REQUIRED TASK:
Leave out any picture and return the remaining listing below exactly as given.

DATA PROVIDED:
_____

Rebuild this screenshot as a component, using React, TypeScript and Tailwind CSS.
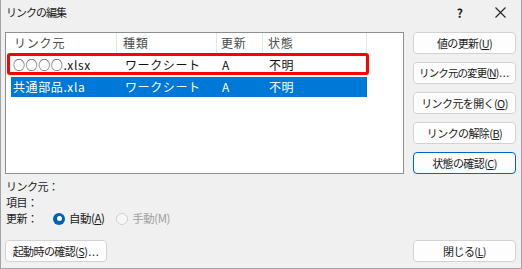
import React from "react";

const FONT = { fontFamily: '"Noto Sans CJK JP", "Noto Sans", sans-serif' };

function Btn({ children, focused, tight }: { children: React.ReactNode; focused?: boolean; tight?: boolean }) {
  return (
    <div
      className={
        "h-[22px] w-full flex items-center justify-center rounded-[4px] bg-[#fdfdfd] text-[#1a1a1a] whitespace-nowrap " +
        (tight ? "text-[10.5px] tracking-[-0.9px] " : "text-[11px] tracking-[-0.6px] ") +
        (focused ? "border border-[#0067c0]" : "border border-[#d3d3d3]")
      }
    >
      {children}
    </div>
  );
}

function U({ c }: { c: string }) {
  return <span className="underline underline-offset-[1px]">{c}</span>;
}

function Dots() {
  return <span className="tracking-[0.6px] ml-[1px]">...</span>;
}

export default function App() {
  return (
    <div
      style={FONT}
      className="w-[522px] h-[269px] bg-[#f0f0f0] border-x border-b border-[#a3a3a3] flex flex-col text-[#1a1a1a]"
    >
      {/* title bar */}
      <div className="h-[24px] flex items-center pl-[5px] shrink-0">
        <span className="text-[11px] tracking-[-1px] text-[#1a1a1a]">リンクの編集</span>
        <div className="flex-1" />
        <span className="text-[12px] font-semibold mr-[32px] mt-[1px]">?</span>
        <svg width="11" height="11" viewBox="0 0 11 11" className="mr-[15px]">
          <path d="M0.5 0.5 L10.5 10.5 M10.5 0.5 L0.5 10.5" stroke="#222" strokeWidth="1.1" />
        </svg>
      </div>

      <div className="flex-1 flex px-[4px] pt-[8px] pb-[6px]">
        {/* left column */}
        <div className="w-[399px] flex flex-col">
          <div className="relative h-[142px] border border-[#8e8f8f] bg-white">
            {/* header */}
            <div className="flex h-[20px] text-[12px] tracking-[0.8px] text-[#4a4a4a]">
              <div className="w-[111px] pl-[8px] border-r border-[#e5e5e5] flex items-center">リンク元</div>
              <div className="w-[100px] pl-[6px] border-r border-[#e5e5e5] flex items-center">種類</div>
              <div className="w-[46px] pl-[4px] border-r border-[#e5e5e5] flex items-center">更新</div>
              <div className="w-[104px] pl-[5px] border-r border-[#e5e5e5] flex items-center">状態</div>
            </div>
            {/* rows */}
            <div className="ml-[5px] w-[356px] mt-[2px] flex h-[20px] items-center text-[12px] tracking-[0.6px] text-[#111]">
              <div className="w-[106px] pl-[2px]">○○○○.xlsx</div>
              <div className="w-[100px] pl-[8px]">ワークシート</div>
              <div className="w-[46px] pl-[5px]">A</div>
              <div className="w-[104px] pl-[6px]">不明</div>
            </div>
            <div className="ml-[5px] w-[356px] mt-[2px] flex h-[20px] items-center bg-[#0078d7] text-[12px] tracking-[0.6px] text-white">
              <div className="w-[106px] pl-[2px]">共通部品.xla</div>
              <div className="w-[100px] pl-[8px]">ワークシート</div>
              <div className="w-[46px] pl-[5px]">A</div>
              <div className="w-[104px] pl-[6px]">不明</div>
            </div>
            {/* red annotation box */}
            <div className="absolute left-[1px] top-[20px] w-[362px] h-[22px] border-[3px] border-[#ff0000] rounded-[3px]" />
          </div>

          <div className="mt-[4px] flex flex-col text-[11px] tracking-[-0.5px] pl-[1px]">
            <div className="h-[16px] flex items-center">リンク元：</div>
            <div className="h-[16px] flex items-center">項目：</div>
            <div className="h-[17px] flex items-center">
              <span className="w-[47px]">更新：</span>
              <span className="w-[12px] h-[12px] rounded-full bg-[#005fb8] flex items-center justify-center">
                <span className="w-[5px] h-[5px] rounded-full bg-white" />
              </span>
              <span className="ml-[4px] text-[11.5px]">
                自動(<U c="A" />)
              </span>
              <span className="ml-[12px] w-[12px] h-[12px] rounded-full border border-[#cfcfcf] bg-[#f7f7f7]" />
              <span className="ml-[4px] text-[11.5px] text-[#a0a0a0]">手動(M)</span>
            </div>
          </div>
          <div className="flex-1" />
          <div className="w-[102px]">
            <Btn>
              起動時の確認(<U c="S" />)<Dots />
            </Btn>
          </div>
        </div>

        {/* right column */}
        <div className="ml-[9px] w-[103px] flex flex-col">
          <div className="flex flex-col gap-[8px]">
            <Btn>
              値の更新(<U c="U" />)
            </Btn>
            <Btn tight>
              リンク元の変更(<U c="N" />)<Dots />
            </Btn>
            <Btn>
              リンク元を開く(<U c="O" />)
            </Btn>
            <Btn>
              リンクの解除(<U c="B" />)
            </Btn>
            <Btn focused>
              状態の確認(<U c="C" />)
            </Btn>
          </div>
          <div className="flex-1" />
          <Btn>
            閉じる(<U c="L" />)
          </Btn>
        </div>
      </div>
    </div>
  );
}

_____

THE COMPLETED TASK:
Rebuild this screenshot as a component, using React, TypeScript and Tailwind CSS.
import React from "react";

const FONT = { fontFamily: '"Noto Sans CJK JP", "Noto Sans", sans-serif' };

function Btn({ children, focused, tight }: { children: React.ReactNode; focused?: boolean; tight?: boolean }) {
  return (
    <div
      className={
        "h-[22px] w-full flex items-center justify-center rounded-[4px] bg-[#fdfdfd] text-[#1a1a1a] whitespace-nowrap " +
        (tight ? "text-[10.5px] tracking-[-0.9px] " : "text-[11px] tracking-[-0.6px] ") +
        (focused ? "border border-[#0067c0]" : "border border-[#d3d3d3]")
      }
    >
      {children}
    </div>
  );
}

function U({ c }: { c: string }) {
  return <span className="underline underline-offset-[1px]">{c}</span>;
}

function Dots() {
  return <span className="tracking-[0.6px] ml-[1px]">...</span>;
}

export default function App() {
  return (
    <div
      style={FONT}
      className="w-[522px] h-[269px] bg-[#f0f0f0] border-x border-b border-[#a3a3a3] flex flex-col text-[#1a1a1a]"
    >
      {/* title bar */}
      <div className="h-[24px] flex items-center pl-[5px] shrink-0">
        <span className="text-[11px] tracking-[-1px] text-[#1a1a1a]">リンクの編集</span>
        <div className="flex-1" />
        <span className="text-[12px] font-semibold mr-[32px] mt-[1px]">?</span>
        <svg width="11" height="11" viewBox="0 0 11 11" className="mr-[15px]">
          <path d="M0.5 0.5 L10.5 10.5 M10.5 0.5 L0.5 10.5" stroke="#222" strokeWidth="1.1" />
        </svg>
      </div>

      <div className="flex-1 flex px-[4px] pt-[8px] pb-[6px]">
        {/* left column */}
        <div className="w-[399px] flex flex-col">
          <div className="relative h-[142px] border border-[#8e8f8f] bg-white">
            {/* header */}
            <div className="flex h-[20px] text-[12px] tracking-[0.8px] text-[#4a4a4a]">
              <div className="w-[111px] pl-[8px] border-r border-[#e5e5e5] flex items-center">リンク元</div>
              <div className="w-[100px] pl-[6px] border-r border-[#e5e5e5] flex items-center">種類</div>
              <div className="w-[46px] pl-[4px] border-r border-[#e5e5e5] flex items-center">更新</div>
              <div className="w-[104px] pl-[5px] border-r border-[#e5e5e5] flex items-center">状態</div>
            </div>
            {/* rows */}
            <div className="ml-[5px] w-[356px] mt-[2px] flex h-[20px] items-center text-[12px] tracking-[0.6px] text-[#111]">
              <div className="w-[106px] pl-[2px]">○○○○.xlsx</div>
              <div className="w-[100px] pl-[8px]">ワークシート</div>
              <div className="w-[46px] pl-[5px]">A</div>
              <div className="w-[104px] pl-[6px]">不明</div>
            </div>
            <div className="ml-[5px] w-[356px] mt-[2px] flex h-[20px] items-center bg-[#0078d7] text-[12px] tracking-[0.6px] text-white">
              <div className="w-[106px] pl-[2px]">共通部品.xla</div>
              <div className="w-[100px] pl-[8px]">ワークシート</div>
              <div className="w-[46px] pl-[5px]">A</div>
              <div className="w-[104px] pl-[6px]">不明</div>
            </div>
            {/* red annotation box */}
            <div className="absolute left-[1px] top-[20px] w-[362px] h-[22px] border-[3px] border-[#ff0000] rounded-[3px]" />
          </div>

          <div className="mt-[4px] flex flex-col text-[11px] tracking-[-0.5px] pl-[1px]">
            <div className="h-[16px] flex items-center">リンク元：</div>
            <div className="h-[16px] flex items-center">項目：</div>
            <div className="h-[17px] flex items-center">
              <span className="w-[47px]">更新：</span>
              <span className="w-[12px] h-[12px] rounded-full bg-[#005fb8] flex items-center justify-center">
                <span className="w-[5px] h-[5px] rounded-full bg-white" />
              </span>
              <span className="ml-[4px] text-[11.5px]">
                自動(<U c="A" />)
              </span>
              <span className="ml-[12px] w-[12px] h-[12px] rounded-full border border-[#cfcfcf] bg-[#f7f7f7]" />
              <span className="ml-[4px] text-[11.5px] text-[#a0a0a0]">手動(M)</span>
            </div>
          </div>
          <div className="flex-1" />
          <div className="w-[102px]">
            <Btn>
              起動時の確認(<U c="S" />)<Dots />
            </Btn>
          </div>
        </div>

        {/* right column */}
        <div className="ml-[9px] w-[103px] flex flex-col">
          <div className="flex flex-col gap-[8px]">
            <Btn>
              値の更新(<U c="U" />)
            </Btn>
            <Btn tight>
              リンク元の変更(<U c="N" />)<Dots />
            </Btn>
            <Btn>
              リンク元を開く(<U c="O" />)
            </Btn>
            <Btn>
              リンクの解除(<U c="B" />)
            </Btn>
            <Btn focused>
              状態の確認(<U c="C" />)
            </Btn>
          </div>
          <div className="flex-1" />
          <Btn>
            閉じる(<U c="L" />)
          </Btn>
        </div>
      </div>
    </div>
  );
}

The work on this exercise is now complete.